Data records:
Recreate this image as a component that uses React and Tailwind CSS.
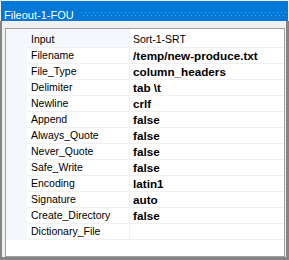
import React from "react";

const rows = [
  ["Input", "Sort-1-SRT", false],
  ["Filename", "/temp/new-produce.txt", true],
  ["File_Type", "column_headers", true],
  ["Delimiter", "tab \\t", true],
  ["Newline", "crlf", true],
  ["Append", "false", true],
  ["Always_Quote", "false", true],
  ["Never_Quote", "false", true],
  ["Safe_Write", "false", true],
  ["Encoding", "latin1", true],
  ["Signature", "auto", true],
  ["Create_Directory", "false", true],
  ["Dictionary_File", "", true],
];

function Dots() {
  return (
    <svg width="100%" height="5" className="block">
      <defs>
        <pattern id="grip" width="4" height="5" patternUnits="userSpaceOnUse">
          <rect x="0" y="0" width="1" height="1" fill="#4ea3e8" />
          <rect x="2" y="3" width="1" height="1" fill="#4ea3e8" />
        </pattern>
      </defs>
      <rect width="100%" height="5" fill="url(#grip)" />
    </svg>
  );
}

export default function App() {
  return (
    <div
      className="w-[289px] h-[260px] bg-[#f0f0f0] flex flex-col overflow-hidden"
      style={{ fontFamily: '"Liberation Sans", Arial, sans-serif' }}
    >
      <div className="mx-[1px] mt-[1px] h-[20px] bg-[#0078d7] flex items-start pl-[3px] pr-[2px]">
        <span className="text-white text-[11px] leading-[11px] pt-[9px] whitespace-nowrap">
          Fileout-1-FOU
        </span>
        <div className="flex-1 ml-[7px] mt-[11px]">
          <Dots />
        </div>
      </div>
      <div className="flex-1 flex flex-col border-l-2 border-r-[3px] border-b-[3px] border-[#858585] pt-[7px] pl-[3px] pr-[1px]">
        <div className="flex-1 border border-[#a0a0a0] bg-white flex flex-col">
          <div className="h-[3px] flex">
            <div className="w-[123px] bg-[#f4f7fc]" />
            <div className="w-[1px] bg-[#f0f0f0]" />
            <div className="flex-1" />
          </div>
          {rows.map(([name, value, bold], i) => (
            <div key={name} className="h-[16px] flex">
              <div className="w-[21px] bg-[#f4f7fc]" />
              <div
                className={
                  i === 0
                    ? "w-[102px] border-b border-[#f0f0f0] bg-[#f4f7fc] pl-[4px] text-[10.5px] leading-[15px] text-black whitespace-nowrap overflow-hidden"
                    : "w-[102px] border-b border-[#f0f0f0] pl-[4px] text-[10.5px] leading-[15px] text-black whitespace-nowrap overflow-hidden"
                }
              >
                {name}
              </div>
              <div className="w-[1px] bg-[#f0f0f0]" />
              <div
                className={
                  bold
                    ? "flex-1 border-b border-[#f0f0f0] pl-[3px] text-[11.7px] font-bold leading-[15px] text-black whitespace-nowrap overflow-hidden"
                    : "flex-1 border-b border-[#f0f0f0] pl-[3px] text-[10.5px] leading-[15px] text-black whitespace-nowrap overflow-hidden"
                }
              >
                {value}
              </div>
            </div>
          ))}
          <div className="flex-1" />
        </div>
      </div>
    </div>
  );
}
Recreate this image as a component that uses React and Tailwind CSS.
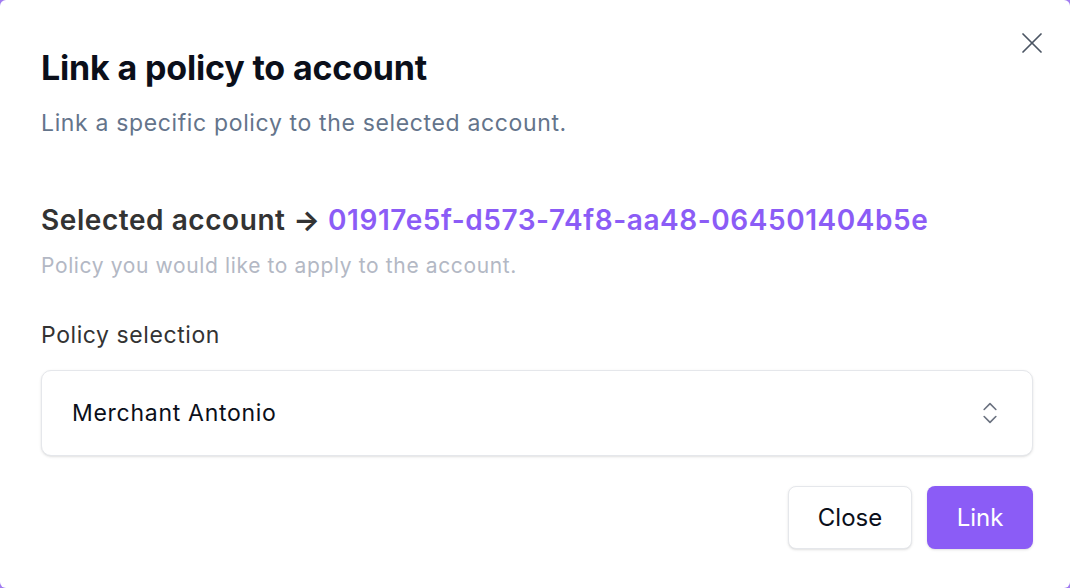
import React from "react";
import { X, ChevronsUpDown } from "lucide-react";

const LinkPolicyDialog = () => {
  return (
    <div className="h-screen w-full bg-[#a17cf0] font-['Inter',sans-serif]">
      <div className="relative h-full w-full rounded-md bg-white px-[41px] pt-[48px]">
        {/* Close icon */}
        <button className="absolute right-[20px] top-[25px] text-[#4b5563]">
          <X size={36} strokeWidth={1.15} />
        </button>

        {/* Header */}
        <h2 className="text-[34px] leading-[40px] font-bold tracking-[-0.005em] text-[#0b0f1a]">
          Link a policy to account
        </h2>
        <p className="mt-[19px] text-[23px] leading-[32px] tracking-[0.028em] text-[#64748b]">
          Link a specific policy to the selected account.
        </p>

        {/* Selected account */}
        <h3 className="mt-[63px] text-[28px] leading-[36px] font-semibold tracking-[0.02em] text-[#333333]">
          Selected account{" "}
          <span className="font-bold">→</span>{" "}
          <span className="text-[#8b5cf6]">01917e5f-d573-74f8-aa48-064501404b5e</span>
        </h3>
        <p className="mt-[14px] text-[21px] leading-[28px] tracking-[0.03em] text-[#b3b8c4]">
          Policy you would like to apply to the account.
        </p>

        {/* Policy select */}
        <label className="mt-[39px] block text-[23px] leading-[32px] tracking-[0.025em] text-[#333333]">
          Policy selection
        </label>
        <div className="mt-[19px] flex h-[86px] w-[992px] items-center justify-between rounded-[10px] border border-[#e5e7eb] bg-white pl-[30px] pr-[28px] shadow-sm">
          <span className="text-[23px] tracking-[0.031em] text-[#0b0f1a]">Merchant Antonio</span>
          <ChevronsUpDown size={28} strokeWidth={1.4} className="text-[#6b7280]" />
        </div>

        {/* Actions */}
        <div className="mt-[30px] flex w-[992px] justify-end gap-[15px]">
          <button className="h-[63px] w-[124px] rounded-lg border border-[#e5e7eb] bg-white text-[24px] text-[#0b0f1a] shadow-sm">
            Close
          </button>
          <button className="h-[63px] w-[106px] rounded-lg bg-[#8b5cf6] text-[24px] text-white shadow-sm">
            Link
          </button>
        </div>
      </div>
    </div>
  );
};

export default function App() {
  return <LinkPolicyDialog />;
}
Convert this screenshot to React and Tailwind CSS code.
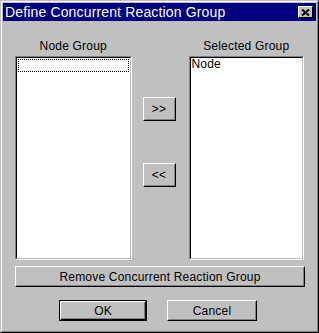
import React from "react";

const font = { fontFamily: '"Liberation Sans", Arial, sans-serif' };

// raised win95 button edge
const RaisedButton = ({ children, className = "", isDefault = false }) => {
  const inner = (
    <div className="h-full w-full border border-t-white border-l-white border-b-black border-r-black">
      <div className="flex h-full w-full items-center justify-center border border-t-[#c0c0c0] border-l-[#c0c0c0] border-b-[#808080] border-r-[#808080] text-[12px] tracking-[0.2px] text-black">
        {children}
      </div>
    </div>
  );
  if (isDefault) {
    return <div className={`border border-black ${className}`}>{inner}</div>;
  }
  return <div className={className}>{inner}</div>;
};

const ListBox = ({ className = "", children }) => (
  <div className={`border border-t-[#808080] border-l-[#808080] border-b-white border-r-white ${className}`}>
    <div className="h-full w-full border border-t-black border-l-black border-b-[#c0c0c0] border-r-[#c0c0c0] bg-white">
      {children}
    </div>
  </div>
);

export default function App() {
  return (
    <div className="h-[333px] w-[319px] bg-[#c0c0c0]" style={font}>
      <div className="h-full w-full border border-t-[#c0c0c0] border-l-[#c0c0c0] border-b-black border-r-black">
        <div className="h-full w-full border border-t-white border-l-white border-b-[#808080] border-r-[#808080] p-px">
          {/* title bar */}
          <div className="flex h-[18px] items-center justify-between bg-[#000080] pl-[2px] pr-[3px]">
            <span className="text-[14px] leading-none tracking-[0.15px] text-white">Define Concurrent Reaction Group</span>
            <div className="flex h-[12px] w-[15px] shrink-0 items-center justify-center border border-t-white border-l-white border-b-black border-r-black bg-[#c0c0c0]">
              <svg width="9" height="7" viewBox="0 0 9 7" className="shrink-0">
                <path d="M1 0.5L8 6.5M8 0.5L1 6.5" stroke="#000000" strokeWidth="2" fill="none" />
              </svg>
            </div>
          </div>

          <div className="px-[12px] pt-[18px]">
            <div className="flex">
              <div className="flex w-[117px] flex-col">
                <div className="h-[17px] text-center text-[12px] leading-[15px] tracking-[0.2px] text-black">Node Group</div>
                <ListBox className="h-[204px]">
                  <div className="mx-px mt-px h-[13px] border border-dotted border-black" />
                </ListBox>
              </div>

              <div className="ml-[11px] flex w-[33px] flex-col pt-[58px]">
                <RaisedButton className="h-[24px] w-[33px]">&gt;&gt;</RaisedButton>
                <RaisedButton className="mt-[42px] h-[24px] w-[33px]">&lt;&lt;</RaisedButton>
              </div>

              <div className="ml-[13px] flex w-[116px] flex-col">
                <div className="h-[17px] text-center text-[12px] leading-[15px] tracking-[0.2px] text-black">Selected Group</div>
                <ListBox className="h-[204px]">
                  <div className="pl-px text-[12px] leading-[13px] tracking-[0.2px] text-black">Node</div>
                </ListBox>
              </div>
            </div>

            <RaisedButton className="mt-[6px] h-[21px] w-[290px]">Remove Concurrent Reaction Group</RaisedButton>

            <div className="mt-[13px] flex">
              <RaisedButton isDefault className="ml-[44px] h-[21px] w-[88px]">OK</RaisedButton>
              <RaisedButton className="ml-[20px] h-[21px] w-[90px]">Cancel</RaisedButton>
            </div>
          </div>
        </div>
      </div>
    </div>
  );
}
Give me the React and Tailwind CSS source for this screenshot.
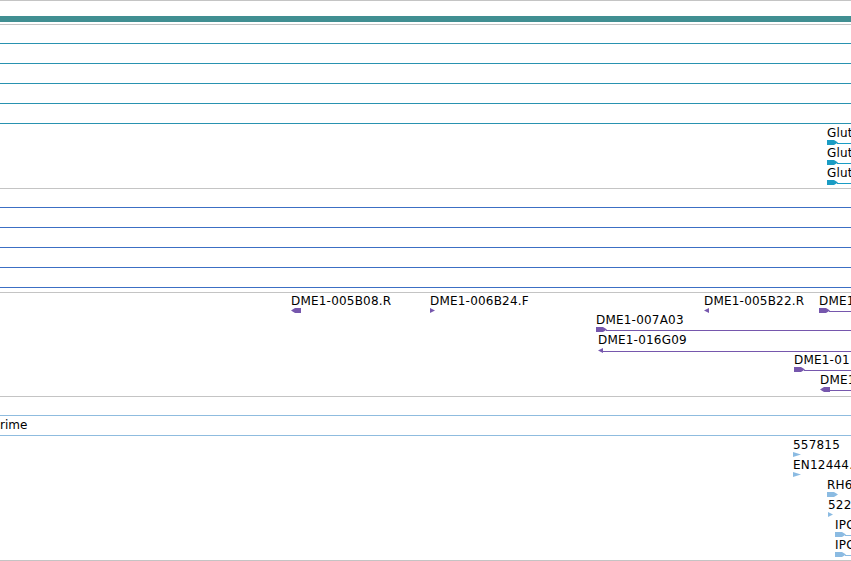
import React from 'react';

// glyph shapes, all 5px tall
const SHAPES = {
  rblock: { points: '0,0 7,0 11,2.5 7,5 0,5', w: 11 },
  lblock: { points: '0,2.5 4,0 10,0 10,5 4,5', w: 10 },
  rtri: { points: '0,0 5,2.5 0,5', w: 5 },
  ltri: { points: '5,0 0,2.5 5,5', w: 5 },
  rflag: { points: '0,0 8,2.5 0,5', w: 8 },
};

const glutFeatures = [
  { x: 827, top: 3, label: 'Glut', shape: 'rblock', line: true },
  { x: 827, top: 23, label: 'Glut', shape: 'rblock', line: true },
  { x: 827, top: 43, label: 'Glut', shape: 'rblock', line: true },
];

const dmeFeatures = [
  { x: 291, top: 2, label: 'DME1-005B08.R', shape: 'lblock' },
  { x: 430, top: 2, label: 'DME1-006B24.F', shape: 'rtri' },
  { x: 704, top: 2, label: 'DME1-005B22.R', shape: 'ltri' },
  { x: 819, top: 2, label: 'DME1', shape: 'rblock', line: true },
  { x: 596, top: 21, label: 'DME1-007A03', shape: 'rblock', line: true },
  { x: 598, top: 41, label: 'DME1-016G09', shape: 'ltri', line: true, glyphDy: 1 },
  { x: 794, top: 61, label: 'DME1-01', shape: 'rblock', line: true },
  { x: 820, top: 81, label: 'DME1', shape: 'lblock', line: true },
];

const estFeatures = [
  { x: 793, top: 3, label: '557815', shape: 'rflag' },
  { x: 793, top: 23, label: 'EN12444.', shape: 'rflag' },
  { x: 827, top: 43, label: 'RH6', shape: 'rblock' },
  { x: 828, top: 63, label: '522', shape: 'rtri' },
  { x: 835, top: 83, label: 'IPC', shape: 'rblock', line: true },
  { x: 835, top: 103, label: 'IPC', shape: 'rblock', line: true },
];

const Feature = ({ f, color }) => {
  const shape = SHAPES[f.shape];
  const width = 851 - f.x;
  const glyphTop = f.top + 13 + (f.glyphDy ?? 0);
  return (
    <>
      <div
        className="absolute whitespace-nowrap text-[12px] leading-[12px] tracking-[0.2px] text-black"
        style={{ left: f.x, top: f.top }}
      >
        {f.label}
      </div>
      <svg
        className="absolute"
        style={{ left: f.x, top: glyphTop }}
        width={width}
        height={6}
      >
        {f.line && (
          <line x1={shape.w - 1} y1={3.5} x2={width} y2={3.5} stroke={color} strokeWidth={1} />
        )}
        <polygon points={shape.points} fill={color} />
      </svg>
    </>
  );
};

const EmptyRows = ({ count, border }) => (
  <>
    {Array.from({ length: count }).map((_, i) => (
      <div key={i} className={`${i === 0 ? 'h-[19px]' : 'h-[20px]'} border-b ${border}`} />
    ))}
  </>
);

export default function App() {
  return (
    <div className="w-[851px] h-[561px] overflow-hidden bg-white font-['DejaVu_Sans',sans-serif]">
      {/* ruler area */}
      <div className="h-px bg-[#c4c4c4]" />
      <div className="h-[15px]" />
      <div className="h-[6px] bg-[#418f92]" />
      <div className="h-[2px]" />
      <div className="h-px bg-[#c4c4c4]" />

      {/* empty tracks, teal */}
      <EmptyRows count={5} border="border-[#2992b0]" />

      {/* Glut track */}
      <div className="relative h-[65px] border-b border-[#c4c4c4] overflow-hidden">
        {glutFeatures.map((f, i) => (
          <Feature key={i} f={f} color="#1a9cc4" />
        ))}
      </div>

      {/* empty tracks, blue */}
      <EmptyRows count={5} border="border-[#3c6fc4]" />
      <div className="h-[5px] border-b border-[#c4c4c4]" />

      {/* DME track */}
      <div className="relative h-[104px] border-b border-[#c4c4c4] overflow-hidden">
        {dmeFeatures.map((f, i) => (
          <Feature key={i} f={f} color="#7657ad" />
        ))}
      </div>

      <div className="h-[19px] border-b border-[#8fbcdf]" />
      <div className="h-[20px] border-b border-[#8fbcdf] pt-[3px] text-[12px] leading-[12px] text-black">
        rime
      </div>

      {/* EST track */}
      <div className="relative h-[125px] border-b border-[#c4c4c4] overflow-hidden">
        {estFeatures.map((f, i) => (
          <Feature key={i} f={f} color="#8bbbe2" />
        ))}
      </div>
    </div>
  );
}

**WHAT YOU WILL DO**
In the records above, find the line with "Give me the" and the line with "import React from 'react';", then restate word for word only those two lines and all lines between, omitting pictures.

**RESULT**
Give me the React and Tailwind CSS source for this screenshot.
import React from 'react';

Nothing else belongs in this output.